In 62 CJS, Municipal Corporations, § 516, page 961, the same general rule is contained:
“Where the charter requires only that the petition shall contain a general statement of the grounds of dissatisfaction on which the removal is sought, it is sufficient that it appears in general terms that the official conduct of the officer whose recall is sought has been in opposition to the will and preferences of his constituents and obstructive to the best interest of the city. Under such provision it is the province of the electors, and not of the court, to determine the sufficiency of the grounds relied on for removal.”
Appellants point out that there are several jurisdictions in opposition to the view that the grounds for the recall of an official are purely political in nature. Yet this result is usually based upon a specific statutory or constitutional provision which requires an allegation of misfeasance, malfeasance or nonfeasance. See, e. g., Minn Const 13, § 2; Cudihee v. Phelps, 76 Wash 314, 136 P 367. Also such a result may be arrived at because of the ease of initiating the recall procedure. For example, in Tolar v. Johns (Fla App), 147 So2d 196 (1962), only 200 signatures were required to initiate a petition in the city of Fort Lauderdale. This might also have been a factor in Joyner v. Shuman (Fla App), 116 So2d 472 (1959), where signatures of only 20% of the electors were required.
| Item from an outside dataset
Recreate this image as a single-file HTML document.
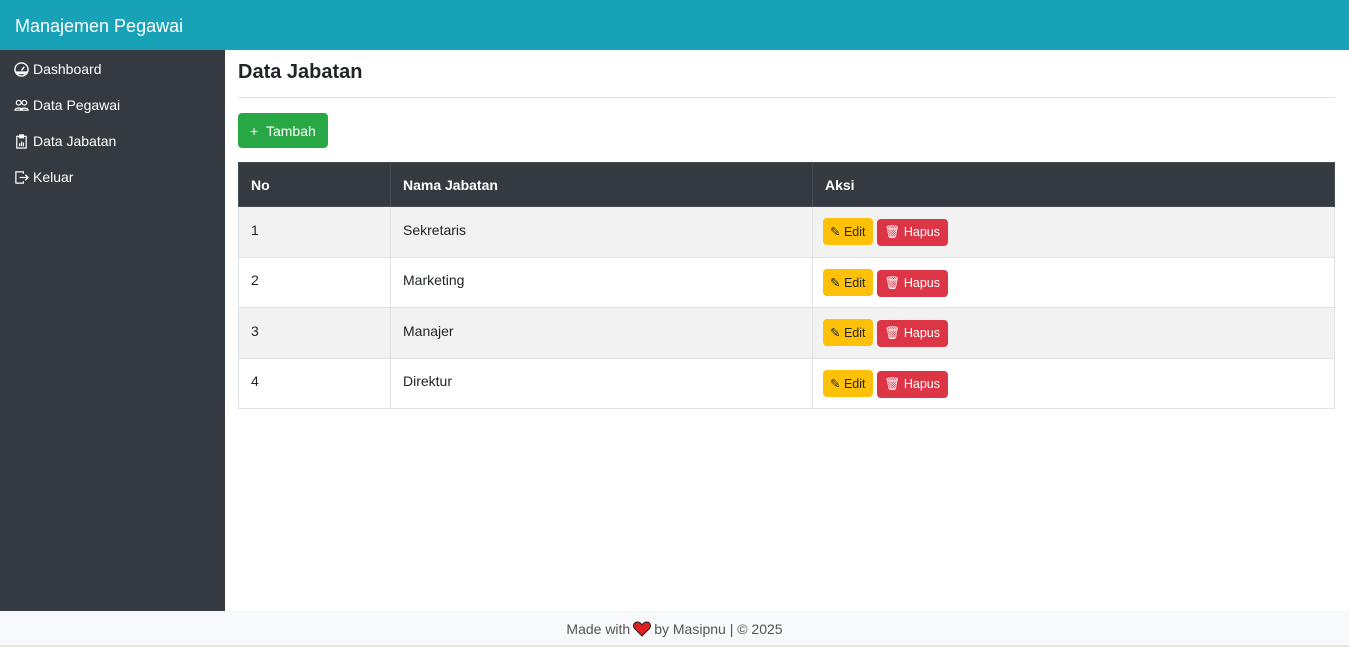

Section 4-7-9 of the Municipal Code provides that no remand petition shall be filed against any officer until he has actually held office for at least twelve months. If the intent of the legislature was to limit the grounds of recall to misfeasance, malfeasance or nonfeasance in office, there would certainly be no reason for allowing a one-year waiting period. If, however, the legislature meant the statute to be interpreted that an elected municipal official holds office at the pleasure of his constituents, then the one year provision is a period of time in which the public official is beyond the scope of the recall provisions.
We conclude that the electors of a municipality have the right to vote for the recall of their officials whenever 45% of their number submit a petition setting forth reasons for this recall, and that these reasons need not be acts constituting misfeasance, malfeasance or nonfeasance in office. There is no basis for interpreting the statute to require grounds of misconduct sufficient for a court when the only apparent reason for a recall is to furnish information to the people of the community upon which a political issue, rather than an issue at law, is raised. The lower court correctly ruled that this is a matter for the electorate and not the courts.
The second objection to the petitions is that the petitions do not contain a sufficient number of signatures as required by law, because of irregularities concerning some of the signatures. It was stipulated that the number of signatures required on each of the petitions was 1,458. The five petitions contained 1,710, 1,723, 1,708, 1,679 and 1,744 signatures. It was further stipulated that evidence introduced and rulings made upon the petition seeking removal of the mayor (1,710 signatures) would be binding as to the other petitions.
Each petition contains over one hundred sheets and each sheet is verified by an affidavit made by the circulator. The objectors called two witnesses who had circulated some of the pages in the petition and had signed the affidavit on each page. Maurice Stafford was a circulator and obtained signatures on twelve different sheets which totaled 194 signatures, while Barbara Keen circulated four sheets which contained 53 signatures. Each of these circulators signed the affidavit at the bottom of each sheet which stated that the signatures were genuine. Ten of the sheets circulated by Stafford and the four circulated by Keen were examined by the court. The court ruled that 23 of the 247 signatures obtained by these two witnesses were improper and therefore stricken. A majority of these 23 signatures were stricken upon the court’s finding that if any two were in the same handwriting, one must be stricken. Others were stricken upon the testimony of the two circulators that wives had signed their husband’s names.
The objectors contend that since the statute provides that the petition verified by an affidavit is prima facie evidence that the signatures are genuine and true, that the rebuttal of this presumption would shift the burden of proof to the party submitting the petition. Since there was no proof of the validity of the signatures, the objectors contend that all the signatures obtained by the two circulators, instead of the twenty-three, should be stricken because of the alleged fraudulent affidavits attached thereto.
In support of this position the objectors cite various authorities which state that the circulator must make an affidavit that each signature is genuine, and if the affidavit is shown to be false, the petition loses its prima facie presumption of genuineness. See, e. g., Sturdy v. Hall, 201 Ark 38, 143 SW2d 547; State ex rel. McNary v. Olcott, 62 Ore 277, 125 P 303. Thus the burden would be upon the petitioners to prove the validity of each signature obtained by the two circulators. However, in view of the factual situation of this case, we need not consider this contention.
The pages circulated by these two contain 247 signatures. Even if we were to hold all of these signatures to be invalid, there still remain a sufficient number of uncontested names on four of the five petitions. The petition for the removal of Commissioner Bunting initially contained 1,679 signatures. The striking of 247 signatures from this petition would reduce the number of signatures to 1,432, twenty-six short of the required 1,458.
However, evidence was not introduced as to irregularities on all the pages circulated by Stafford and Keen. Two sheets (numbers 29 and 43 of the Bower petition, numbers 12 and 26 of the Bunting petition) were not called into question. These two sheets contain a total of thirty-eight signatures. In the absence of any evidence that there was any falsity attached to the affidavits on these sheets, we cannot question the prima facie presumption created by the affidavits on these sheets. Therefore, these thirty-eight names must be added to the 1,432 which were likewise unquestioned, leaving a sufficient number of signatures on the petition relating to Bunting.
The decree of the Circuit Court is accordingly affirmed.
Decree affirmed.
EBERSPACHER and GOLDENHERSH, JJ., concur.